### Supplied material

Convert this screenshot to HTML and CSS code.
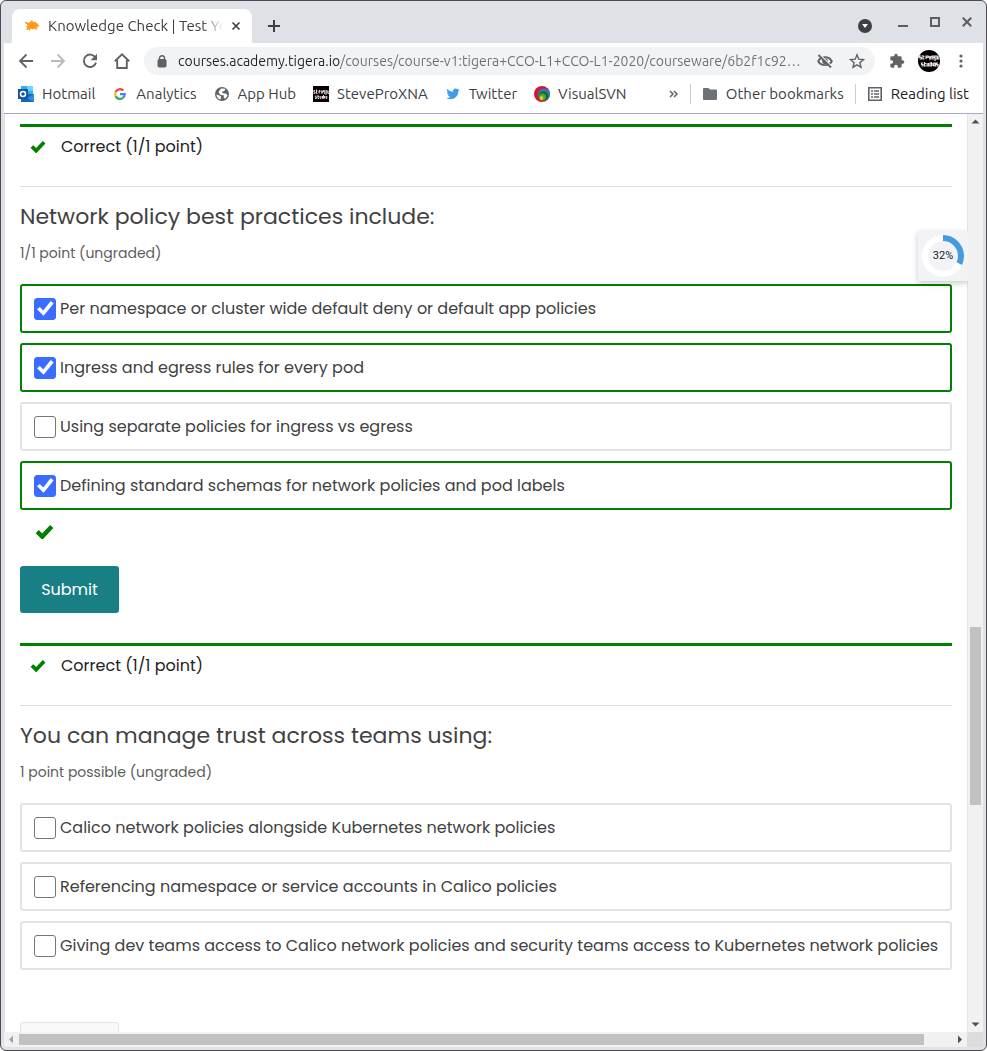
FILE: index.html
```html
<!DOCTYPE html>
<html lang="en">
<head>
<meta charset="utf-8">
<meta name="viewport" content="width=device-width, initial-scale=1">
<title>Knowledge Check | Test Your Knowledge</title>
<link rel="stylesheet" href="styles.css">
</head>
<body>
<div class="window">
  <header class="tabstrip">
    <div class="tab">
      <svg class="icon16" viewBox="0 0 16 16"><path fill="#fb9a1b" d="M.3 4.800 2.500 4l2 1 1.500-1L8 2l1 2 2.500-.5.300 1.500 1.700.3.500 1.500 1.800 1-.8.700-1.500-.5.400 2-1.600-.4.900 3-2.800-2.200-1.600 1-1.800-.8L4.500 14l.8-2.800-2.300.8-1-.5 1.500-2L1.500 9l2-1L3 6.300z"/></svg>
      <span class="tab-title">Knowledge Check | Test Yo</span>
      <button class="plain" aria-label="Close tab"><svg class="icon10" viewBox="0 0 10 10"><path d="m1.500 1.500 7 7m0-7-7 7" stroke="#3c4043" stroke-width="1.600"/></svg></button>
    </div>
    <button class="plain new-tab" aria-label="New tab"><svg class="icon12" viewBox="0 0 12 12"><path d="M6 0v12M0 6h12" stroke="#3c4043" stroke-width="2"/></svg></button>
    <div class="controls">
      <button class="plain" aria-label="Search tabs"><svg class="icon14" viewBox="0 0 14 14"><circle cx="7" cy="7" r="7" fill="#3c4043"/><path d="M4 5h6L7 9z" fill="#fff"/></svg></button>
      <button class="plain" aria-label="Minimize"><svg class="icon10" viewBox="0 0 10 10"><path d="M0 5h10" stroke="#5a5d61" stroke-width="2"/></svg></button>
      <button class="plain" aria-label="Maximize"><svg class="icon10 raised" viewBox="0 0 10 10"><path d="M1 1h8v8H1z" fill="none" stroke="#5a5d61" stroke-width="2"/></svg></button>
      <button class="plain" aria-label="Close"><svg class="icon10 raised" viewBox="0 0 10 10"><path d="m.8.8 8.400 8.400m0-8.400L.8 9.200" stroke="#5a5d61" stroke-width="2"/></svg></button>
    </div>
  </header>

  <div class="toolbar">
    <nav class="nav">
      <button class="plain" aria-label="Back"><svg class="icon16" viewBox="0 0 16 16"><path d="M15 8H2m6.500-6.500L2 8l6.500 6.500" fill="none" stroke="#5f6368" stroke-width="1.800"/></svg></button>
      <button class="plain" aria-label="Forward" disabled><svg class="icon16" viewBox="0 0 16 16"><path d="M1 8h13M7.500 1.500 14 8l-6.500 6.500" fill="none" stroke="#b8babd" stroke-width="1.800"/></svg></button>
      <button class="plain" aria-label="Reload"><svg class="icon16" viewBox="0 0 16 16"><path d="M13.300 4.400A6.200 6.200 0 1 0 14 9.600" fill="none" stroke="#5f6368" stroke-width="1.900"/><path d="M15 .8v6.400H8.600z" fill="#5f6368"/></svg></button>
      <button class="plain" aria-label="Home"><svg class="icon16" viewBox="0 0 16 16"><path d="M.8 8.300 8 1.400l7.200 6.900M3.200 7v8h9.600V7" fill="none" stroke="#5f6368" stroke-width="1.900"/></svg></button>
    </nav>
    <div class="omnibox">
      <svg class="lock" viewBox="0 0 10 13"><rect x="1" y="4.500" width="8" height="7.500" rx="1" fill="#5f6368" stroke="#5f6368"/><path d="M2.500 5V3.200a2.500 2.500 0 0 1 5 0V5" fill="none" stroke="#5f6368" stroke-width="1.400"/></svg>
      <input class="url" type="text" aria-label="Address" value="courses.academy.tigera.io/courses/course-v1:tigera+CCO-L1+CCO-L1-2020/courseware/6b2f1c92…">
      <button class="plain" aria-label="Third-party cookies blocked"><svg class="icon16" viewBox="0 0 16 16"><path d="M1.200 8.200C4 2.900 12 2.900 14.800 8.200 12 13.400 4 13.400 1.200 8.200z" fill="none" stroke="#5f6368" stroke-width="1.900"/><circle cx="8" cy="8.200" r="2.800" fill="#5f6368"/><path d="m2.500 1.200 12.500 12.500" stroke="#f1f3f4" stroke-width="1.600"/><path d="m1.500 2 12.500 12.500" stroke="#5f6368" stroke-width="1.800"/></svg></button>
      <button class="plain" aria-label="Bookmark this tab"><svg class="icon16" viewBox="0 0 16 16"><path d="m8 1.800 1.800 4.400 4.700.4-3.600 3.100 1.100 4.600L8 11.800l-4 2.500 1.100-4.600-3.600-3.100 4.700-.4z" fill="none" stroke="#5f6368" stroke-width="1.400"/></svg></button>
    </div>
    <div class="tools">
      <button class="plain" aria-label="Extensions"><svg class="icon16" viewBox="0 0 24 24"><path fill="#5f6368" d="M20.500 11H19V7a2 2 0 0 0-2-2h-4V3.500a2.500 2.500 0 0 0-5 0V5H4a2 2 0 0 0-2 2v3.800h1.500a2.700 2.700 0 0 1 0 5.400H2V20c0 1.100.9 2 2 2h3.800v-1.500a2.700 2.700 0 0 1 5.400 0V22H17a2 2 0 0 0 2-2v-4h1.500a2.500 2.500 0 0 0 0-5z"/></svg></button>
      <button class="plain" aria-label="Profile"><svg class="avatar" viewBox="0 0 22 22"><circle cx="11" cy="11" r="11" fill="#000"/><g fill="none" stroke="#f0dede" stroke-width="1.200"><path d="M3.500 6H1.500v1.500h2V9h-2M5 5v4h1.500M5 6.500h1.500M8 9V6h2v1.500H8M11 6l1 3 1-3M14 7.500h2V6h-2v3h2M17 11V6h2v3h-2M20 6v3h1.500"/><path d="M5 13H3.500v1.500H5V16H3.500M6.500 12v4H8M6.500 13.500H8M9 13v3h1.500v-3M13.500 12v4H12v-3h1.500M15 13v3M16 13h1.500v3H16zM20 13h-1.500v1.500H20V16h-1.500"/></g></svg></button>
      <button class="plain" aria-label="Menu"><svg class="icon16" viewBox="0 0 16 16" fill="#5f6368"><circle cx="8" cy="3" r="1.600"/><circle cx="8" cy="8" r="1.600"/><circle cx="8" cy="13" r="1.600"/></svg></button>
    </div>
  </div>

  <nav class="bookmarks">
    <a href="#"><svg class="icon16" viewBox="0 0 16 16"><path fill="#33aaf2" d="M3 0h12v14H3z"/><path fill="#66d8fb" d="M9 0h6v5H9z"/><path fill="#1565b8" d="M3 8h13v8H3z"/><path fill="#2d8ee0" d="m16 8-7 4 7 4z"/><path fill="#1354a5" d="M0 3h10v10H0z"/><circle cx="5" cy="8" r="2.500" fill="none" stroke="#fff" stroke-width="1.500"/></svg>Hotmail</a>
    <a href="#"><svg class="icon16" viewBox="0 0 16 16" fill="none" stroke-width="2.200"><path stroke="#ea4335" d="M3.600 6.200A4.700 4.700 0 0 1 11.400 4.600"/><path stroke="#fbbc05" d="M3.600 10.200a4.700 4.700 0 0 1 0-4"/><path stroke="#34a853" d="M11 11.700a4.700 4.700 0 0 1-7.400-1.500"/><path stroke="#4285f4" d="M8 8.200h4.700a4.700 4.700 0 0 1-1.700 3.500"/></svg>Analytics</a>
    <a href="#"><svg class="icon16" viewBox="0 0 16 16"><circle cx="8" cy="8" r="7" fill="#5f6368"/><path fill="#fff" d="M2.500 8.500 6.800 10v3.600C4 13 2.500 11 2.500 8.500zM7 2.500l4.500.2-1 2L7.800 6 9 7.200l3.500.5 1 2-2 2.800-1.800-.4.200-2.600L6 8.500 4.500 6z"/></svg>App Hub</a>
    <a href="#"><svg class="icon16" viewBox="0 0 16 16"><path d="M0 0h16v16H0z"/><g fill="none" stroke="#e8d0d0"><path d="M2 4.500H.8V6H2v1.500H.5M3.500 3.500v4h1M3 5h1.500M6 7.500v-3h1V6H6M8.500 4.500l.5 3 .7-3M11.500 6h-1V4.500h1.300V7.500h-1M13 9V4.500h1v3M15 4.500v3h1"/><path d="M3.500 10H2.300v1.200h1.200v1.300H2M5 9v3.500h1M4.500 10.500H6M7 10v2.500h1V10M10.500 9v3.500h-1V10M11.500 10v2.500M13 10v2.500h.8V10"/></g></svg>SteveProXNA</a>
    <a href="#"><svg class="icon16" viewBox="0 0 24 24"><path fill="#3b9cf0" d="M22 5.500a8 8 0 0 1-2.300.6 4 4 0 0 0 1.700-2.200 8 8 0 0 1-2.500 1A4.100 4.100 0 0 0 12 8.600 11.500 11.500 0 0 1 3.500 4.400a4.100 4.100 0 0 0 1.200 5.400 4 4 0 0 1-1.800-.5c0 2 1.400 3.700 3.300 4-.6.200-1.200.2-1.800.1a4.100 4.100 0 0 0 3.800 2.800A8 8 0 0 1 2 17.900 11.600 11.600 0 0 0 19.900 7.600 8 8 0 0 0 22 5.500z"/></svg>Twitter</a>
    <a href="#"><svg class="icon16" viewBox="0 0 16 16"><circle cx="8" cy="8" r="8" fill="#d71637"/><circle cx="10" cy="8.500" r="6" fill="#1884c7"/><circle cx="9.500" cy="10" r="4.700" fill="#17672f"/><circle cx="8.500" cy="11" r="3.400" fill="#57a527"/><circle cx="7.500" cy="12" r="1.900" fill="#c8d431"/></svg>VisualSVN</a>
    <div class="bookmarks-end">
      <button class="plain" aria-label="More bookmarks"><svg class="icon10" viewBox="0 0 10 10"><path d="m1 2 3 3-3 3m4-6 3 3-3 3" fill="none" stroke="#5f6368" stroke-width="1.500"/></svg></button>
      <a href="#" class="ruled"><svg class="icon16" viewBox="0 0 16 16"><path fill="#6e7276" d="M1 3a1 1 0 0 1 1-1h4.500L8 3.500h6a1 1 0 0 1 1 1V13a1 1 0 0 1-1 1H2a1 1 0 0 1-1-1z"/></svg>Other bookmarks</a>
      <a href="#" class="ruled dark"><svg class="icon16" viewBox="0 0 16 16" fill="none" stroke="#5f6368"><path d="M1.800 1.800h12.400v12.400H1.800z" stroke-width="1.600"/><path d="M4 5h2m1 0h5M4 8h2m1 0h5M4 11h2m1 0h5" stroke-width="1.500"/></svg>Reading list</a>
    </div>
  </nav>

  <div class="viewport">
    <main class="page">
      <div class="notice">
        <svg class="tick" viewBox="0 0 17 14"><path d="M2 7.500 6.500 12 15 3" fill="none" stroke="green" stroke-width="4"/></svg>
        <span>Correct (1/1 point)</span>
      </div>

      <form class="problem">
        <h2>Network policy best practices include:</h2>
        <p class="progress">1/1 point (ungraded)</p>
        <div class="choices">
          <label class="choice right"><input type="checkbox" checked>Per namespace or cluster wide default deny or default app policies</label>
          <label class="choice right"><input type="checkbox" checked>Ingress and egress rules for every pod</label>
          <label class="choice"><input type="checkbox">Using separate policies for ingress vs egress</label>
          <label class="choice right"><input type="checkbox" checked>Defining standard schemas for network policies and pod labels</label>
        </div>
        <div class="status"><svg class="tick large" viewBox="0 0 17 14"><path d="M2 7.500 6.500 12 15 3" fill="none" stroke="green" stroke-width="4"/></svg></div>
        <button class="submit" type="button">Submit</button>
      </form>

      <div class="notice">
        <svg class="tick" viewBox="0 0 17 14"><path d="M2 7.500 6.500 12 15 3" fill="none" stroke="green" stroke-width="4"/></svg>
        <span>Correct (1/1 point)</span>
      </div>

      <form class="problem">
        <h2>You can manage trust across teams using:</h2>
        <p class="progress">1 point possible (ungraded)</p>
        <div class="choices">
          <label class="choice"><input type="checkbox">Calico network policies alongside Kubernetes network policies</label>
          <label class="choice"><input type="checkbox">Referencing namespace or service accounts in Calico policies</label>
          <label class="choice"><input type="checkbox">Giving dev teams access to Calico network policies and security teams access to Kubernetes network policies</label>
        </div>
        <div class="status"></div>
        <button class="submit" type="button" disabled aria-label="Submit"></button>
      </form>
    </main>
    <div class="vscroll">
      <svg class="arrow" viewBox="0 0 15 15"><path d="M3.500 9.500h8l-4-4z" fill="#505050"/></svg>
      <div class="vtrack"><div class="vthumb"></div></div>
      <svg class="arrow" viewBox="0 0 15 15"><path d="M3.500 5.500h8l-4 4z" fill="#505050"/></svg>
    </div>
    <div class="hscroll">
      <svg class="arrow" viewBox="0 0 15 15"><path d="M9 3.500v8l-4-4z" fill="#a3a3a3"/></svg>
      <div class="htrack"><div class="hthumb"></div></div>
      <svg class="arrow" viewBox="0 0 15 15"><path d="M6 3.500v8l4-4z" fill="#505050"/></svg>
    </div>
    <div class="corner"></div>
    <aside class="gauge">
      <svg class="ring" viewBox="0 0 42 42"><circle cx="21" cy="21" r="18" fill="none" stroke="#fff" stroke-width="6"/><circle cx="21" cy="21" r="18" fill="none" stroke="#459bdb" stroke-width="6" pathLength="100" stroke-dasharray="32 68" transform="rotate(-90 21 21)"/></svg>
      <span>32%</span>
    </aside>
  </div>
</div>
</body>
</html>
```

FILE: styles.css
```css
* { box-sizing: border-box; }

body {
  margin: 0;
  background: #fff;
  color: #414141;
  font: 16px/24px Poppins, Inter, sans-serif;
}

.window {
  display: flex;
  flex-direction: column;
  height: 100vh;
  padding: 2px 3px 3px;
  border: 1px solid #4e4b50;
  border-radius: 6px;
  background: #dee1e6;
  overflow: hidden;
}

svg { display: block; flex: none; }
.icon10 { width: 10px; height: 10px; }
.icon12 { width: 12px; height: 12px; }
.icon14 { width: 14px; height: 14px; }
.icon16 { width: 16px; height: 16px; }

.plain {
  flex: none;
  padding: 0;
  border: 0;
  background: none;
}

/* Tab strip */
.tabstrip {
  display: flex;
  align-items: center;
  height: 40px;
  padding: 6px 11px 0 8px;
  font: 15px/20px Ubuntu, "Noto Sans", sans-serif;
}
.tab {
  display: flex;
  align-items: center;
  gap: 8px;
  width: 240px;
  height: 34px;
  padding: 0 11px 0 12px;
  border-radius: 8px 8px 0 0;
  background: #fff;
  color: #3c4043;
}
.tab-title {
  flex: 1;
  min-width: 0;
  overflow: hidden;
  white-space: nowrap;
  mask-image: linear-gradient(90deg, #000 88%, transparent);
}
.new-tab { margin-left: 16px; }
.controls {
  display: flex;
  align-items: center;
  gap: 22px;
  margin-left: auto;
}
.controls .plain:first-child { margin-right: 4px; }
.raised { margin-bottom: 8px; }

/* Toolbar */
.toolbar {
  display: flex;
  align-items: center;
  gap: 14px;
  height: 36px;
  padding: 0 14px;
  background: #fff;
}
.nav, .tools { display: flex; align-items: center; gap: 16px; }
.tools { gap: 13px; }
.avatar { width: 22px; height: 22px; }
.omnibox {
  display: flex;
  flex: 1;
  align-items: center;
  gap: 16px;
  height: 28px;
  padding: 0 10px 0 13px;
  border-radius: 14px;
  background: #f1f3f4;
}
.lock { width: 10px; height: 13px; }
.url {
  flex: 1;
  min-width: 0;
  margin-left: -5px;
  padding: 0;
  border: 0;
  background: linear-gradient(90deg, #202124 162px, #6a6d71 162px);
  background-clip: text;
  color: transparent;
  font: 14px/20px Ubuntu, "Open Sans", sans-serif;
}

/* Bookmarks bar */
.bookmarks {
  display: flex;
  align-items: center;
  gap: 17px;
  height: 35px;
  padding: 0 14px 4px;
  border-bottom: 1px solid #a9abc2;
  background: #fff;
  font: 15px/20px Ubuntu, "Noto Sans", sans-serif;
  white-space: nowrap;
}
.bookmarks a {
  display: flex;
  align-items: center;
  gap: 8px;
  color: #3c4043;
  text-decoration: none;
}
.bookmarks-end { display: flex; align-items: center; gap: 11px; margin-left: auto; }
.bookmarks a.ruled { padding-left: 11px; border-left: 1px solid #ccced2; }
.bookmarks a.dark { color: #202124; }

/* Page viewport and scrollbars */
.viewport {
  position: relative;
  display: grid;
  grid-template-columns: minmax(0, 1fr) 16px;
  grid-template-rows: minmax(0, 1fr) 15px;
  flex: 1;
  min-height: 0;
}
.page {
  padding: 10px 15px 0;
  border-left: 1px solid #dee1e6;
  background: #fff;
  overflow: hidden;
}
.vscroll {
  display: flex;
  flex-direction: column;
  border-left: 1px solid #e4e4e4;
  background: #f1f1f1;
}
.hscroll { display: flex; background: #f1f1f1; }
.arrow { width: 15px; height: 15px; }
.vtrack { flex: 1; padding: 0 2px; }
.vthumb { height: 20%; margin-top: 498px; background: #c1c1c1; }
.htrack { flex: 1; padding: 2px 0; }
.hthumb { width: 97%; height: 11px; background: #c1c1c1; }
.corner { background: #dcdcdc; }

.gauge {
  position: absolute;
  top: 117px;
  right: 15px;
  display: grid;
  place-items: center;
  width: 50px;
  height: 50px;
  background: #f1f3f6;
  box-shadow: 0 2px 6px rgba(0, 0, 0, .22);
  color: #202124;
  font: 11px/14px Roboto, sans-serif;
  clip-path: inset(-10px 0 -10px -10px);
}
.gauge > * { grid-area: 1 / 1; }
.ring { width: 42px; height: 42px; }

/* Problems */
.notice {
  display: flex;
  align-items: flex-start;
  gap: 15px;
  height: 62px;
  padding: 8px 10px;
  border-top: 3px solid green;
  color: #222;
}
.tick { width: 16px; height: 14px; margin-top: 4px; }
.tick.large { width: 19px; height: 16px; margin: 0; }

.problem {
  padding-bottom: 30px;
  border-top: 1px solid #ddd;
}
.problem h2 {
  margin: 0;
  padding-top: 14px;
  font-size: 22px;
  font-weight: 400;
  line-height: 32px;
}
.progress {
  margin: 0;
  padding: 10px 0 21px;
  color: #5e5e5e;
  font-size: 14px;
  line-height: 20px;
}
.choices { display: grid; gap: 10px; }
.choice {
  display: flex;
  align-items: center;
  gap: 4px;
  min-height: 49px;
  padding: 0 12px;
  border: 2px solid #e3e3e3;
  border-radius: 3px;
  white-space: nowrap;
}
.choice.right { border-color: green; }
.choice input {
  appearance: none;
  flex: none;
  display: grid;
  width: 22px;
  height: 22px;
  margin: 0;
  border: 1px solid #767676;
  border-radius: 3px;
  background: #fff;
}
.choice input:checked { border-color: #3a6cff; background: #3a6cff; }
.choice input:checked::before {
  content: "";
  background: #fff;
  clip-path: polygon(10% 54%, 24% 42%, 41% 60%, 79% 13%, 93% 25%, 43% 86%);
}
.status { display: flex; height: 56px; padding: 13px 15px; }
.submit {
  display: block;
  min-width: 99px;
  height: 47px;
  padding: 0 20px;
  border: 0;
  border-radius: 3px;
  background: #188084;
  color: #fff;
  font: inherit;
}
.submit:disabled { border: 1px solid #e3e3e3; background: #f8faf9; }
.choices + .status:empty { height: 52px; }
```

### What to work on
Every line holding "this" should be copied out.

### Full response
Convert this screenshot to HTML and CSS code.
      <button class="plain" aria-label="Bookmark this tab"><svg class="icon16" viewBox="0 0 16 16"><path d="m8 1.800 1.800 4.400 4.700.4-3.600 3.100 1.100 4.600L8 11.800l-4 2.500 1.100-4.600-3.600-3.100 4.700-.4z" fill="none" stroke="#5f6368" stroke-width="1.400"/></svg></button>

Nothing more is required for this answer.